Robert Kerr (writer)
This eBook from the Gutenberg Project consists of approximately 762 pages of information about A General History and Collection of Voyages and Travels — Volume 15.

If former navigators have added more land to the known globe than Captain Cook, to him, at least, was reserved the honour of being foremost in disclosing to us the extent of sea that covers its surface.  His own summary view of the transactions of this voyage, will be a proper conclusion to these remarks:  “I had now made the circuit of the southern ocean in a high latitude, and traversed it in such a manner as to leave not the least room for there being a continent, unless near the Pole, and out of the reach of navigation.  By twice visiting the Tropical Sea, I had not only settled the situation of some old discoveries, but made there many new ones, and left, I conceive, very little to be done, even in that part.  Thus I flatter myself, that the intention of the voyage has, in every respect, been fully answered; the southern hemisphere sufficiently explored; and a final end put to the searching after a southern continent, which has, at times, engrossed the attention of some of the maritime powers for near two centuries past, and been a favourite theory amongst the geographers of all ages."[31]

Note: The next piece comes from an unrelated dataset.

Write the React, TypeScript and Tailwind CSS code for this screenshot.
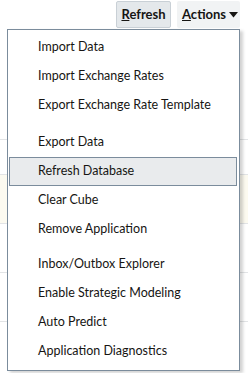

[Footnote 31:  Cook’s second Voyage.]

Thus far, therefore, the voyages to disclose new tracks of navigation, and to reform old defects in geography, appear to have been prosecuted with a satisfactory share of success.  A perusal of the foregoing summary of what had been done, will enable every one to judge what was still wanting to complete the great plan of discovery.  The southern hemisphere had, indeed, been repeatedly visited, and its utmost accessible extremities been surveyed.  But much uncertainty, and, of course, great variety of opinion, subsisted, as to the navigable extremities of our own hemisphere; particularly as to the existence, or, at least, as to the practicability of a northern passage between the Atlantic and Pacific Oceans, either by sailing eastward, round Asia, or westward, round North America.

It was obvious, that if such a passage could be effected, voyages to Japan and China, and, indeed, to the East Indies in general, would be much shortened; and consequently become more profitable, than by making the tedious circuit of the Cape of Good Hope.  Accordingly, it became a favourite object of the English to effectuate this, above two centuries ago; and (to say nothing of Cabot’s original attempt, in 1497, which ended in the discovery of Newfoundland and the Labradore coast) from Frobisher’s first voyage to find a western passage, in 1576, to those of James and of Fox, in 1631, repeated trials had been made by our enterprising adventurers.  But though farther knowledge of the northern extent of America was obtained in the course of these voyages, by the discovery of Hudson’s and Baffin’s Bays, the wished-for passage, on that side, into the Pacific Ocean, was still unattained.  Our countrymen, and the Dutch, were equally unsuccessful, in various attempts, to find this passage in an eastern direction.  Wood’s failure, in 1676, seems to have closed the long list of unfortunate northern expeditions in that century; and the discovery, if not absolutely despaired of, by having been so often missed, ceased, for many years, to be sought for.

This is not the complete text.